With all of this in place, the transition from the character select and creation screens is now much more refined and to give us an idea of what these screens look like in an actual scene, our Programmers simply duplicated an environment art scene that we’ve been working on and used this as the background. This scene will act as a placeholder until we have finished recreating the painting of our character selection scene in the engine.

To see how our character select and creation screens will look, we duplicated one of the environment scenes we’ve been working and used this as a placeholder until our final design has been built.

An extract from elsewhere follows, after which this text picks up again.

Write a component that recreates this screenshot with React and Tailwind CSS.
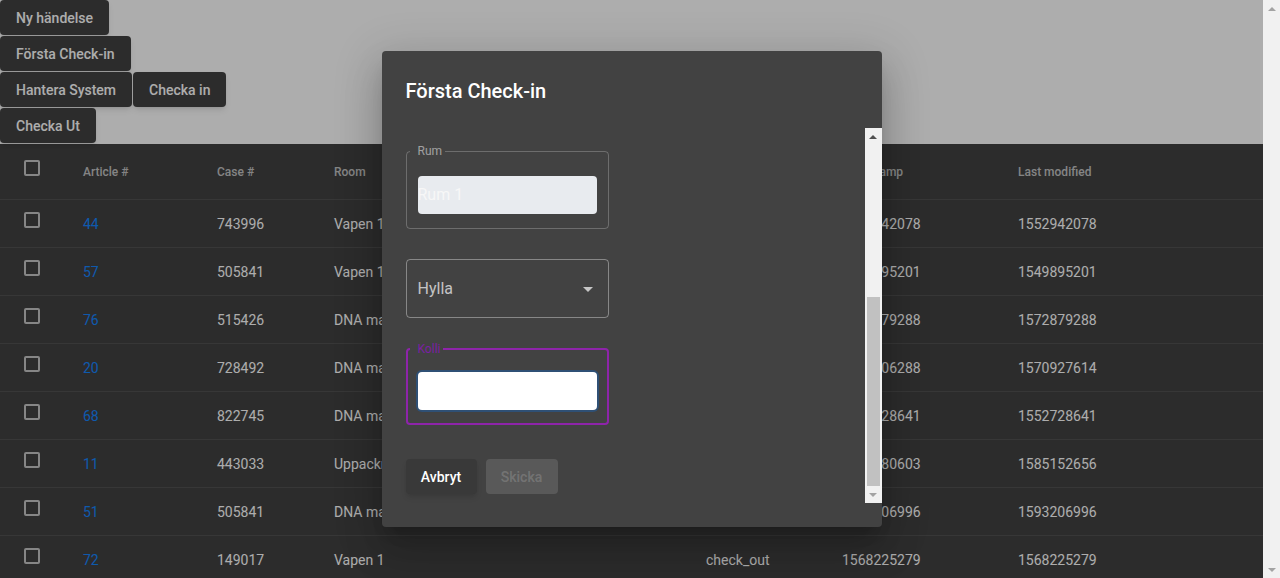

As a bit of context, when we started our transition from Unity to Unreal Engine, we were just going to remake the old placeholder screens and menus, purely for functionality, and not worry about the new design since everything is still subject to change. But we think it’s a good idea to build what we’re designing so that we can actually see it in the game and make improvements based on that. As for the environment, like we said, we just duplicated this from a test scene so that we’re not constantly looking at everything in a grey, undeveloped world!

Following this, a lot of work was carried out on Lobbies this week:

  • The Lobby Browser now shows active lobbies in the client.
  • We fixed a bug that occurred when requesting new lobby data.
  • Lobbies in the list should no longer update themselves when new information is available.
  • The Lobby List should not be populated anymore, and should now also be able to be refreshed.

Creating a new Lobby now returns the lobby data to the client, cutting out the need for an extra call to the server. Finishing off the week, our Programmers fixed a bug where widgets were referencing destroyed classes when closing the game. We also cleaned up editor dependencies to allow the project to be packaged.

One of our artists has created a concept painting of what our character selection scene will look like. The background you see here will eventually replace the environment scene we used in the above screenshot.